● Written request: Starting from the top of the material, restate each line exactly until the line that contains "import React from", which is also copied. Pictures are excluded.

● Source excerpt:
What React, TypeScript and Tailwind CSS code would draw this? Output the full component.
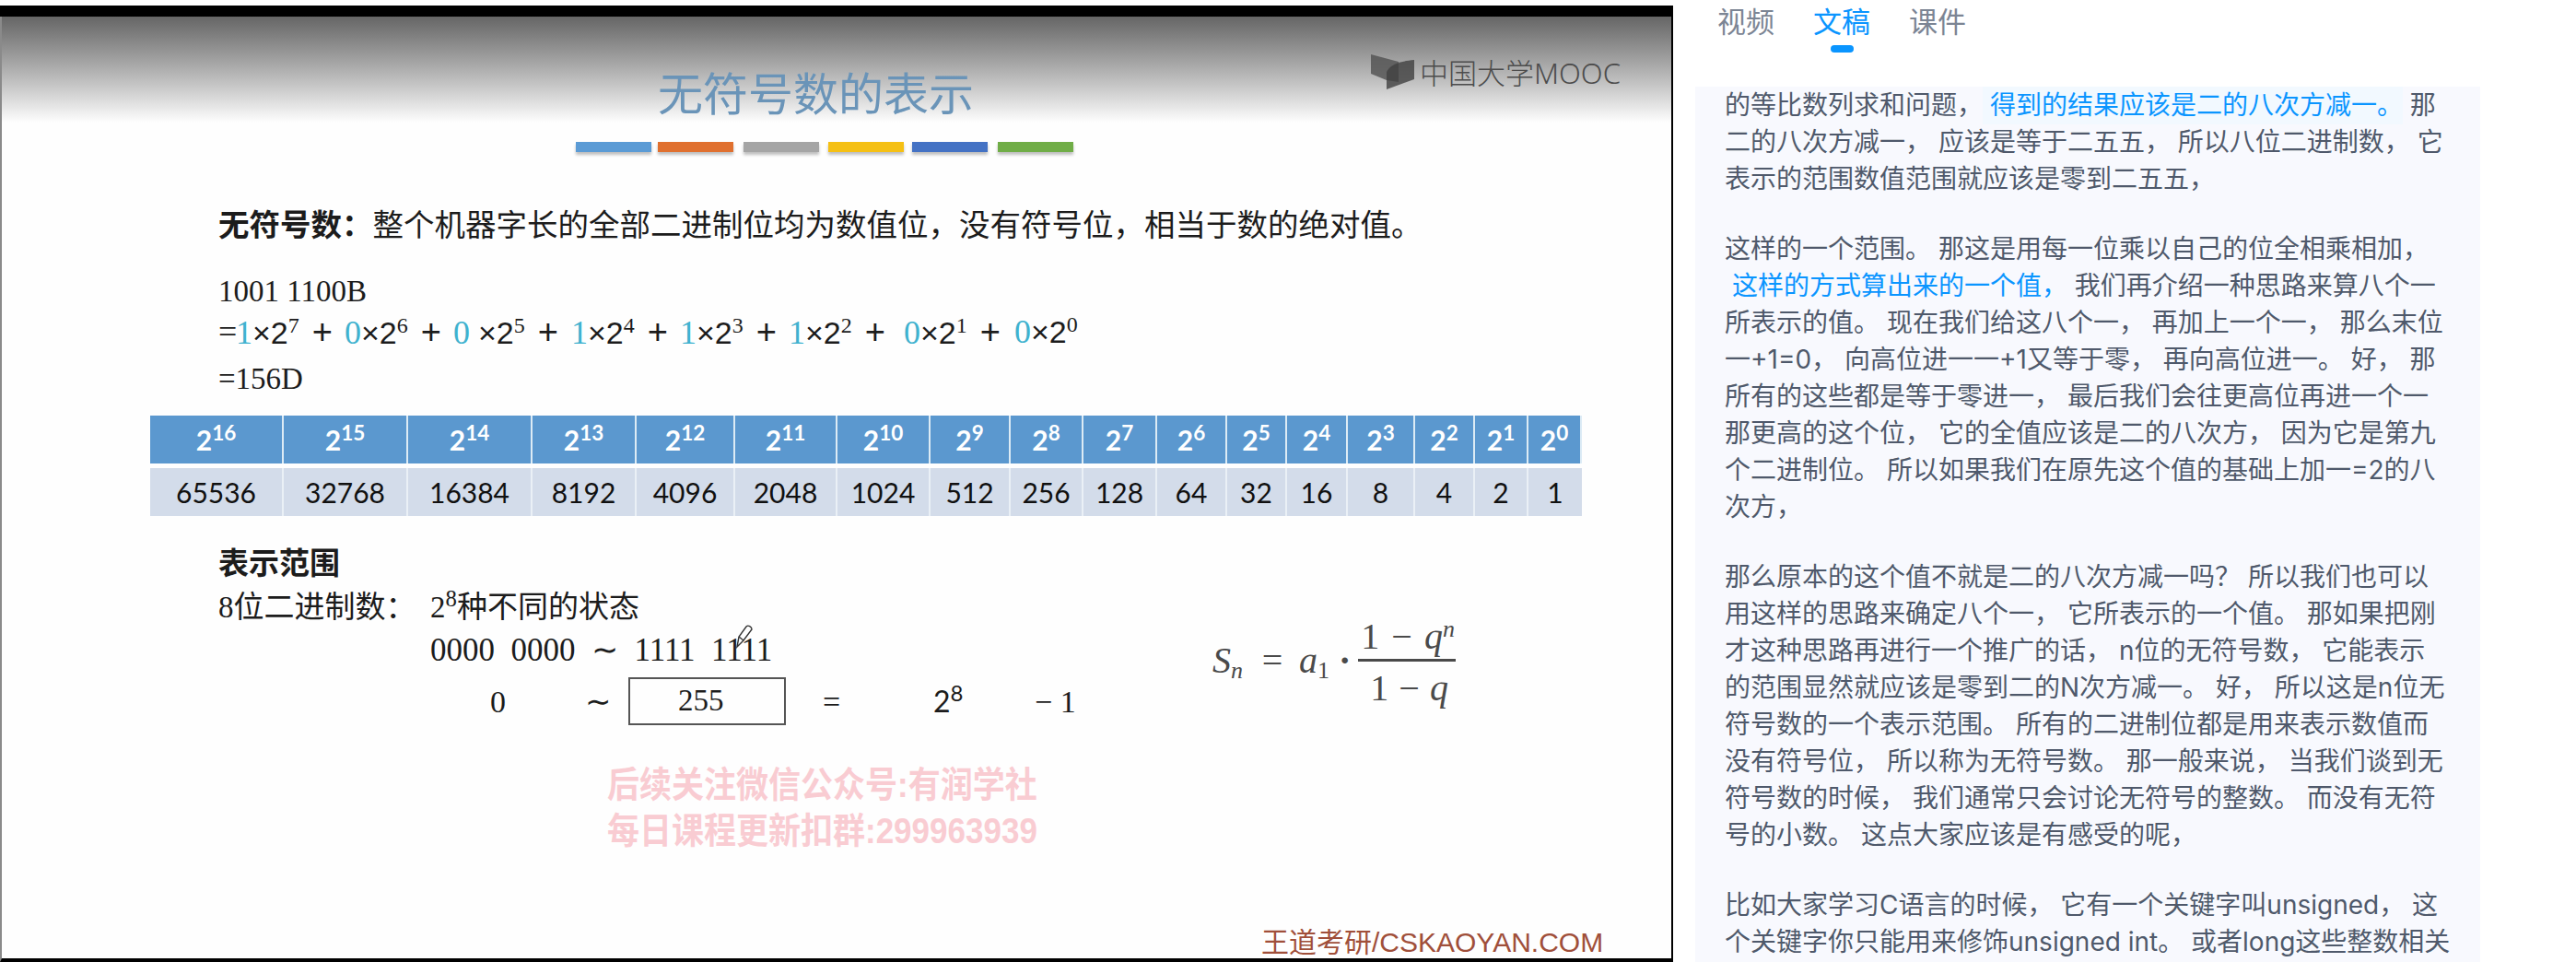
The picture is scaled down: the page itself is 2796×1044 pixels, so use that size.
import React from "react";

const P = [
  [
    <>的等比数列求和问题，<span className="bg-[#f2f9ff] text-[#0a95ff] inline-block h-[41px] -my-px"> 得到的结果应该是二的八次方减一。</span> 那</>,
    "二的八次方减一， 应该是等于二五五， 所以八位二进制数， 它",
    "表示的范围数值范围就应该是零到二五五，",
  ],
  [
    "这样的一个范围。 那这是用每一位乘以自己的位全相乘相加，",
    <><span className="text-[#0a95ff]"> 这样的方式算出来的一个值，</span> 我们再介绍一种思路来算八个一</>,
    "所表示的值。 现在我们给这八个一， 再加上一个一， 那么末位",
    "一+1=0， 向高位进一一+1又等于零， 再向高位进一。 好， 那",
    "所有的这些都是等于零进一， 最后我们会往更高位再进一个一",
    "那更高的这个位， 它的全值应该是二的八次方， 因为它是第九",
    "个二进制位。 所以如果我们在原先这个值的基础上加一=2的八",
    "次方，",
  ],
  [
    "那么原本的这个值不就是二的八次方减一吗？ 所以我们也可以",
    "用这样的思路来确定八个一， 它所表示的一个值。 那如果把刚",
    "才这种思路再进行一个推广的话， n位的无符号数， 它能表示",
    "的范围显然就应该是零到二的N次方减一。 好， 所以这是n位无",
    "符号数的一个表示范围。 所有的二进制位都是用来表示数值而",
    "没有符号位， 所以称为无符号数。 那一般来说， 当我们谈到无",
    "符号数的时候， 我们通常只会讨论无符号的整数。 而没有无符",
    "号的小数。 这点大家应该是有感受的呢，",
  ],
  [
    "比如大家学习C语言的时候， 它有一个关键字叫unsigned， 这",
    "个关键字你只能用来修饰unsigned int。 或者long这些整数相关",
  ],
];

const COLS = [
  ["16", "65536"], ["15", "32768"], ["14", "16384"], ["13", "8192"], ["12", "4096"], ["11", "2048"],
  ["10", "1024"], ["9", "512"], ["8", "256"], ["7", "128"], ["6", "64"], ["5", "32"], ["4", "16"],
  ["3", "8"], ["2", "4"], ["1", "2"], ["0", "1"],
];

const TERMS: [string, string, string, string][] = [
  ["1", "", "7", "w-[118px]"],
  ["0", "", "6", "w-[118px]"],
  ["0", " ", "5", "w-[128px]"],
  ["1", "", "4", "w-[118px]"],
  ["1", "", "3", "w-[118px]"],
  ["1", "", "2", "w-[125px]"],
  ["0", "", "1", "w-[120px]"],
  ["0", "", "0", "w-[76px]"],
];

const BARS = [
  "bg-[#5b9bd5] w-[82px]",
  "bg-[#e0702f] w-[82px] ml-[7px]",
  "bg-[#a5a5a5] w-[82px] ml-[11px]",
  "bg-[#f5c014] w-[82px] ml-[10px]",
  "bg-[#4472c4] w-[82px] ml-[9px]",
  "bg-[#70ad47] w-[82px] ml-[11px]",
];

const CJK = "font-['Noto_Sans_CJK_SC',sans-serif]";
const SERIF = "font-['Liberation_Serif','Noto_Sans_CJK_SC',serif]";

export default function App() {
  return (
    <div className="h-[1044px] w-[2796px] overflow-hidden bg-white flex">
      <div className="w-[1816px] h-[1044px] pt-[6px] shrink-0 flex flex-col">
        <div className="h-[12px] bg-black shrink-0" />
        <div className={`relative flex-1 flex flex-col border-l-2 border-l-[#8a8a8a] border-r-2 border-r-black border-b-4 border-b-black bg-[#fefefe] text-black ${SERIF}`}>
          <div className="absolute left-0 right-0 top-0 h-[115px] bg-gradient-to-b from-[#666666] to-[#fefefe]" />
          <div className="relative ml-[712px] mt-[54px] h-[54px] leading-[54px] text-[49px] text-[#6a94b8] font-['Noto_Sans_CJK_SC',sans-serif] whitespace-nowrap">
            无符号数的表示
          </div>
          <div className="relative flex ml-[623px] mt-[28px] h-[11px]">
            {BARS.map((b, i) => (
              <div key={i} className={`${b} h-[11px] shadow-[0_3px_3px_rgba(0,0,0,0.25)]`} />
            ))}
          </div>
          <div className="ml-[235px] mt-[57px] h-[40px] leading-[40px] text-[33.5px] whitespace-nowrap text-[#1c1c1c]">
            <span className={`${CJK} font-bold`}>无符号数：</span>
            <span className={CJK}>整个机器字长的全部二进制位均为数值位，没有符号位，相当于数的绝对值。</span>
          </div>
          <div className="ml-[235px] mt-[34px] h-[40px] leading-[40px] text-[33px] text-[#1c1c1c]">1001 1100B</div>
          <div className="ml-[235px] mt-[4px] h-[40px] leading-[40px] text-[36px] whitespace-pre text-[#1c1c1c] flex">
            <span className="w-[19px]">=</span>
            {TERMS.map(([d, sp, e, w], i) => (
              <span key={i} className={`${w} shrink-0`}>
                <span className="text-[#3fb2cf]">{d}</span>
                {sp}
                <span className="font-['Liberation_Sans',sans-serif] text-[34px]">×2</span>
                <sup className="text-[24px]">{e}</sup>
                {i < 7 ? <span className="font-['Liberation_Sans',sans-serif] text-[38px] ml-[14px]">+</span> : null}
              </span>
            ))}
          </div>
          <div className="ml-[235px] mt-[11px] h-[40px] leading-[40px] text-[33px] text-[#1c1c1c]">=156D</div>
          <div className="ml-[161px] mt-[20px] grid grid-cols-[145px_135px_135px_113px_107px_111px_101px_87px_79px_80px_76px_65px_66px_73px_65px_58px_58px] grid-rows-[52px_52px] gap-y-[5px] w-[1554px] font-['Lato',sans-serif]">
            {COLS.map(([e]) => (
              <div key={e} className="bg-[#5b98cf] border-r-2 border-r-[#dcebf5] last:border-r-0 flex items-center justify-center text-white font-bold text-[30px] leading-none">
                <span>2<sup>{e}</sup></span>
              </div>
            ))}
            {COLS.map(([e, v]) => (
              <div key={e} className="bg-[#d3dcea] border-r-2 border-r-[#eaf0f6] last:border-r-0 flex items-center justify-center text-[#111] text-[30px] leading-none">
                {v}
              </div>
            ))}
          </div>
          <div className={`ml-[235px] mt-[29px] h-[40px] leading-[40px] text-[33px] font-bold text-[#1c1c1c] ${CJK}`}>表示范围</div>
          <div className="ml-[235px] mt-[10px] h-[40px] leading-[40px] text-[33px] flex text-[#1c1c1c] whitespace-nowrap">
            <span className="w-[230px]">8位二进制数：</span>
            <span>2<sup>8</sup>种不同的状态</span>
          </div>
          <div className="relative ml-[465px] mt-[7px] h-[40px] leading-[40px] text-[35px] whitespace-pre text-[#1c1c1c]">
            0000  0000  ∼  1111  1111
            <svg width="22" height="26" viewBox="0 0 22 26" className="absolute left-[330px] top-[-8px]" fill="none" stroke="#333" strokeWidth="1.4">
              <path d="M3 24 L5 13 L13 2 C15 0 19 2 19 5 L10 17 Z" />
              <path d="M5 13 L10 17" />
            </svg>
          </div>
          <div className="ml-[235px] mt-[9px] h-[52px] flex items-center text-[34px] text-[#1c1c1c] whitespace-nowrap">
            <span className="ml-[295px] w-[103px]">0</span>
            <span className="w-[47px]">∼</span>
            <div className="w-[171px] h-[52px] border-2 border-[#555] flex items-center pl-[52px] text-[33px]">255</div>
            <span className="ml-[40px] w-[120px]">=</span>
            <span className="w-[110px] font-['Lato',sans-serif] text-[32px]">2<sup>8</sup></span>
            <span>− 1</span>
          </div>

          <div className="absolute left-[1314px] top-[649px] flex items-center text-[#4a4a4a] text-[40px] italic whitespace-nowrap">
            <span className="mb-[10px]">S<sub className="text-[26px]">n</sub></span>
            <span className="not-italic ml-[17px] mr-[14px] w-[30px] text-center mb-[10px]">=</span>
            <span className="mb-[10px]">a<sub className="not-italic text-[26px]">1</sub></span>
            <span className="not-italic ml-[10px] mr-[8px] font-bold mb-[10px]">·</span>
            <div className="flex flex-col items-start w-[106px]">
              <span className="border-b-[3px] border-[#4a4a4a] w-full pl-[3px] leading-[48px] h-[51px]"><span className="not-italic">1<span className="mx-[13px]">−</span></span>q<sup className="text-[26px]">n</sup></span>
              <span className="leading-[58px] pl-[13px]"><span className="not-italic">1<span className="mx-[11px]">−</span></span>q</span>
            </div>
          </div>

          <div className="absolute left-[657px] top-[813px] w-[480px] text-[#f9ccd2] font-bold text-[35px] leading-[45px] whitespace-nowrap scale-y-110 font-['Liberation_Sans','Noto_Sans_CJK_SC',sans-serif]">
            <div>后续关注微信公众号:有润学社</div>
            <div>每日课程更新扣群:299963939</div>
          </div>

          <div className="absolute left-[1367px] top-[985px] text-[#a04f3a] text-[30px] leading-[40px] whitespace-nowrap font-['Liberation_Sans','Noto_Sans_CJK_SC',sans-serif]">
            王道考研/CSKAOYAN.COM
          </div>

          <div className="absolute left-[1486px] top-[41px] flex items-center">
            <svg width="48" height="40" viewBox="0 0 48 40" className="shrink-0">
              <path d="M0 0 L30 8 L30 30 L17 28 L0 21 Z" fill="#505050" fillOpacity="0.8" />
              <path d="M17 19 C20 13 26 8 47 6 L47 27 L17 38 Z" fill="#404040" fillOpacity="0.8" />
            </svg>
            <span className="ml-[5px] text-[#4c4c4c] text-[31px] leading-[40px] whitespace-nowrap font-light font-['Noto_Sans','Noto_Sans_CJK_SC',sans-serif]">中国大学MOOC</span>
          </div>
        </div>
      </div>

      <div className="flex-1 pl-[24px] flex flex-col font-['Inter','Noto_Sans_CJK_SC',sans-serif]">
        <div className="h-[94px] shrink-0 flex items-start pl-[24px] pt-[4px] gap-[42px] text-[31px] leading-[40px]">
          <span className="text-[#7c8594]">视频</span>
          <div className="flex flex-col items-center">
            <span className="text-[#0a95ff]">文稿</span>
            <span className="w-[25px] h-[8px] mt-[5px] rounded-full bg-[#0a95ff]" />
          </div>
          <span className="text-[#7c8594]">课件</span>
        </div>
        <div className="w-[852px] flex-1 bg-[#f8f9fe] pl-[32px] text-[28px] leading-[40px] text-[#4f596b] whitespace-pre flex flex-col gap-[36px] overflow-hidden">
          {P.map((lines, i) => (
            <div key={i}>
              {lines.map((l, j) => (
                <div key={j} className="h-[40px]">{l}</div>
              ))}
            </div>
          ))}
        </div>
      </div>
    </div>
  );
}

● Response to this task:
What React, TypeScript and Tailwind CSS code would draw this? Output the full component.
The picture is scaled down: the page itself is 2796×1044 pixels, so use that size.
import React from "react";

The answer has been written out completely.